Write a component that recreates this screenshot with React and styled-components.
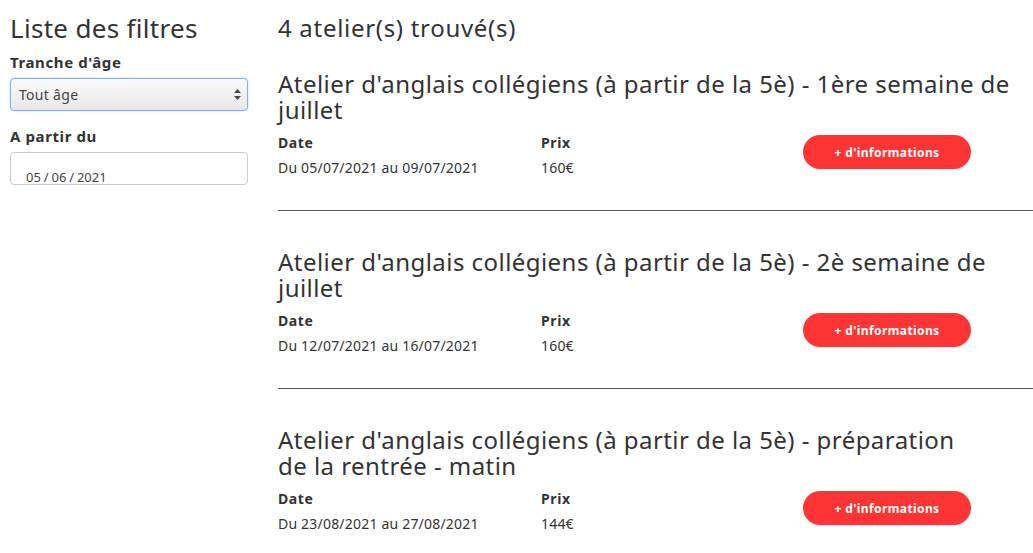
import React from 'react';
import styled, { createGlobalStyle } from 'styled-components';

// titles keep the same line breaks as the live page
const ateliers = [
  {
    title: "Atelier d'anglais collégiens (à partir de la 5è) - 1ère semaine de\njuillet",
    date: 'Du 05/07/2021 au 09/07/2021',
    price: '160€',
  },
  {
    title: "Atelier d'anglais collégiens (à partir de la 5è) - 2è semaine de\njuillet",
    date: 'Du 12/07/2021 au 16/07/2021',
    price: '160€',
  },
  {
    title: "Atelier d'anglais collégiens (à partir de la 5è) - préparation\nde la rentrée - matin",
    date: 'Du 23/08/2021 au 27/08/2021',
    price: '144€',
  },
  {
    title: "Atelier d'anglais collégiens (à partir de la 5è) - préparation\nde la rentrée - après-midi",
    date: 'Du 23/08/2021 au 27/08/2021',
    price: '144€',
  },
];

const GlobalStyle = createGlobalStyle`
  html, body {
    margin: 0;
    padding: 0;
    background: #fff;
    overflow: hidden;
  }
  body {
    font-family: "Noto Sans", "DejaVu Sans", sans-serif;
    color: #333;
  }
  * { box-sizing: border-box; }
`;

const App = () => {
  return (
    <>
      <GlobalStyle />
      <Page>
        <Sidebar>
          <SideTitle>Liste des filtres</SideTitle>
          <FieldLabel>Tranche d'âge</FieldLabel>
          <SelectBox>
            <span>Tout âge</span>
            <svg width="7" height="11" viewBox="0 0 7 11">
              <path d="M3.5 0 L7 4 L0 4 Z" fill="#444" />
              <path d="M0 7 L7 7 L3.5 11 Z" fill="#444" />
            </svg>
          </SelectBox>
          <FieldLabel>A partir du</FieldLabel>
          <DateBox>05 / 06 / 2021</DateBox>
        </Sidebar>
        <Main>
          <Count>4 atelier(s) trouvé(s)</Count>
          {ateliers.map((a, i) => (
            <Card key={i}>
              <CardTitle>{a.title}</CardTitle>
              <InfoGrid>
                <div>
                  <InfoLabel>Date</InfoLabel>
                  <InfoValue>{a.date}</InfoValue>
                </div>
                <div>
                  <InfoLabel>Prix</InfoLabel>
                  <InfoValue>{a.price}</InfoValue>
                </div>
                <div>
                  <MoreButton>+ d'informations</MoreButton>
                </div>
              </InfoGrid>
            </Card>
          ))}
        </Main>
      </Page>
    </>
  );
};

const Page = styled.div`
  display: flex;
  width: 1060px;
  padding-left: 10px;
`;

const Sidebar = styled.div`
  width: 238px;
  flex-shrink: 0;
  margin-right: 30px;
`;

const SideTitle = styled.h2`
  font-size: 26px;
  font-weight: 400;
  line-height: 30px;
  letter-spacing: 0.3px;
  margin: 13px 0 10px;
`;

const FieldLabel = styled.div`
  font-size: 15px;
  font-weight: 700;
  line-height: 18px;
  letter-spacing: 0.6px;
  margin-bottom: 7px;
`;

const SelectBox = styled.div`
  height: 33px;
  border: 1px solid #7fb2ea;
  border-radius: 4px;
  background: linear-gradient(#fafafa, #e8e8e8);
  box-shadow: 0 0 2px #a9c9f0;
  display: flex;
  align-items: center;
  justify-content: space-between;
  padding: 0 6px 0 8px;
  font-size: 14px;
  letter-spacing: 0.3px;
  color: #444;
  margin-bottom: 16px;
`;

const DateBox = styled.div`
  height: 33px;
  border: 1px solid #ccc;
  border-radius: 4px;
  padding: 15px 0 0 15px;
  font-size: 13px;
  line-height: 18px;
  word-spacing: -0.5px;
  overflow: hidden;
  color: #444;
`;

const Main = styled.div`
  flex: 1;
  min-width: 0;
`;

const Count = styled.h1`
  font-size: 24px;
  font-weight: 400;
  line-height: 30px;
  letter-spacing: 0.7px;
  margin: 13px 0 28px;
`;

const Card = styled.div`
  border-bottom: 1px solid #55556a;
  padding-bottom: 32px;
  margin-bottom: 38px;
`;

const CardTitle = styled.h3`
  font-size: 24px;
  font-weight: 400;
  line-height: 26px;
  letter-spacing: 0.45px;
  white-space: pre-line;
  margin: 0 0 10px;
`;

const InfoGrid = styled.div`
  display: grid;
  grid-template-columns: 263px 262px 1fr;
  align-items: start;
`;

const InfoLabel = styled.div`
  font-size: 14px;
  font-weight: 700;
  line-height: 20px;
  letter-spacing: 0.6px;
  margin-bottom: 5px;
`;

const InfoValue = styled.div`
  font-size: 14px;
  line-height: 20px;
  letter-spacing: 0.2px;
`;

const MoreButton = styled.button`
  width: 168px;
  height: 34px;
  margin-top: 2px;
  border: none;
  border-radius: 17px;
  background: #ff3535;
  color: #fff;
  font-family: inherit;
  font-size: 12px;
  font-weight: 700;
  letter-spacing: 0.4px;
  cursor: pointer;
`;

export default App;
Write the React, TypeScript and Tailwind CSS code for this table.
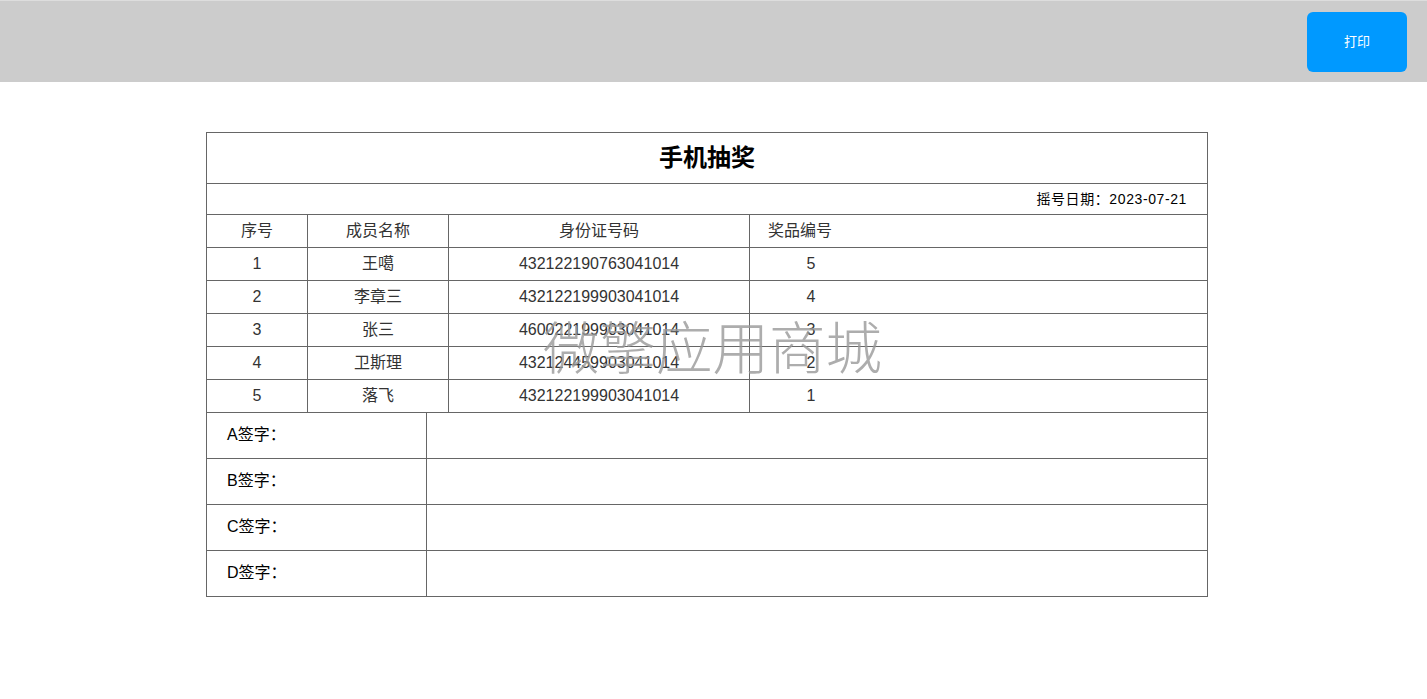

□ □ □

Select every line in the records above that contains the word "Write".

Write a component that recreates this screenshot with React and styled-components.
Write the React, TypeScript and Tailwind CSS code for this table.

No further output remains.